Nur das Hecheln der Hunde und das Ächzen der Schlitten durchdringen die Stille. Mit Schlittenhunden unter dem Nordlicht, auf den Spuren Jack Londons und der Goldgräber im Norden Kanadas  ■ Von Gerhard Willfahrt

Es heißt, daß zwischen einem guten Leithund und dem Musher, dem Schlittenlenker, eine Art telepathische Kommunikation besteht. Rusty besitzt diese Fähigkeit und nutzt sie schamlos zu seinem Vorteil. Zumindest ist er mir immer einen Schritt voraus.
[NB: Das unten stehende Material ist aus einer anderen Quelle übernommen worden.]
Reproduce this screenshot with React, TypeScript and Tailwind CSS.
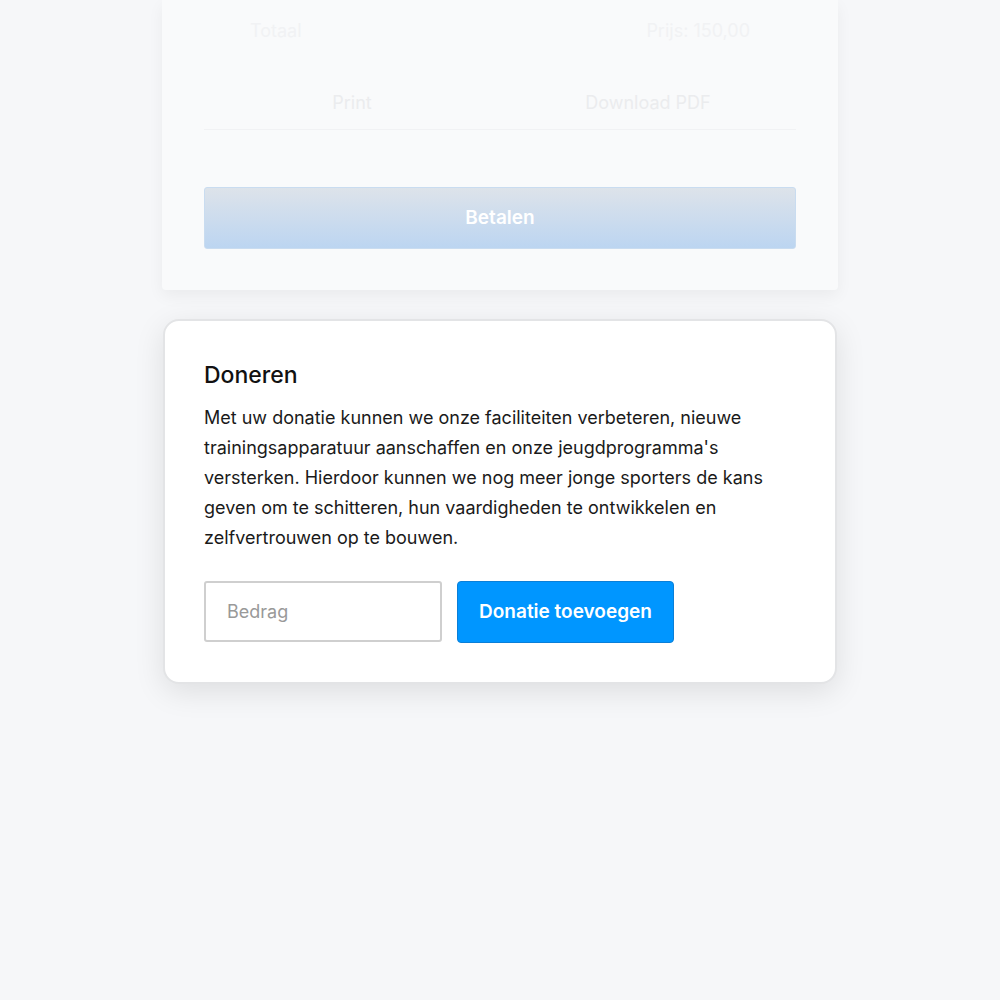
import React from "react";

export default function App() {
  return (
    <div
      className="min-h-[1000px] w-full bg-[#f6f7f9] flex flex-col items-center"
      style={{ fontFamily: "Inter, 'Noto Sans', 'Liberation Sans', sans-serif" }}
    >
      {/* faded previous card */}
      <div className="w-[676px] bg-[#f9fafb] rounded-b-[4px] shadow-[0_6px_16px_rgba(0,0,0,0.05)] px-[42px] pb-[41px] flex flex-col">
        <div className="h-[76px] pb-[16px] flex items-center justify-between px-[46px] text-[18px] text-[#f1f2f4]">
          <span>Totaal</span>
          <span>Prijs: 150,00</span>
        </div>
        <div className="h-[54px] grid grid-cols-2 border-b border-[#f1f2f4] text-[18px] text-[#ebecee]">
          <div className="flex items-center justify-center">Print</div>
          <div className="flex items-center justify-center">Download PDF</div>
        </div>
        <div className="h-[57px]" />
        <button className="h-[62px] w-full rounded-[3px] border border-[#c9dcf0] bg-gradient-to-b from-[#dde3ea] to-[#bcd5f1] text-white text-[19px] font-semibold">
          Betalen
        </button>
      </div>

      {/* donate card */}
      <div className="mt-[29px] w-[674px] rounded-[16px] border-2 border-[#e3e4e6] bg-white shadow-[0_8px_30px_rgba(0,0,0,0.10)] px-[39px] pt-[40px] pb-[39px]">
        <h2 className="text-[23px] leading-[28px] font-medium text-[#111]">Doneren</h2>
        <p className="mt-[14px] text-[18px] leading-[30px] text-[#1a1a1a]">
          Met uw donatie kunnen we onze faciliteiten verbeteren, nieuwe trainingsapparatuur aanschaffen en onze jeugdprogramma's versterken. Hierdoor kunnen we nog meer jonge sporters de kans geven om te schitteren, hun vaardigheden te ontwikkelen en zelfvertrouwen op te bouwen.
        </p>
        <div className="mt-[28px] flex gap-[15px]">
          <input
            placeholder="Bedrag"
            className="h-[61px] w-[238px] rounded-[3px] border-2 border-[#cfcfcf] px-[21px] text-[18px] text-[#333] placeholder:text-[#999] outline-none"
          />
          <button className="h-[62px] w-[217px] rounded-[4px] border border-[#0a7fd8] bg-[#0096ff] text-white text-[19px] font-semibold">
            Donatie toevoegen
          </button>
        </div>
      </div>
    </div>
  );
}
Gleich unsere erste Begegnung bei Sebastian, Deutschkanadier im Yukon- Territorium, ist bezeichnend. Gerade angekommen, wollen wir sofort die Hunde sehen, die uns in den nächsten Tagen begleiten. Hinter dem Haus überall heulende, bellende, uns stürmisch begrüßende Huskies. Aufregung total – und wir mittendrin. Nur ein brauner Hund liegt faul auf dem Dach seiner Hütte, die Umstehenden nicht eines Blickes würdigend. Genußvoll nimmt er ein Bad in der tiefstehenden Abendsonne, welche die Schneelandschaft rot eingefärbt hat. „Das ist Rusty, wenn du willst, kannst du mit ihm fahren – guter Leithund, aber ein Troublemaker.“ Mit säuselnder Stimme rufe ich seinen Namen. Keine Reaktion! Oder doch? Kurzes Heben der Augenlider und ein Blick, der einen zu durchdringen scheint. Das ist alles.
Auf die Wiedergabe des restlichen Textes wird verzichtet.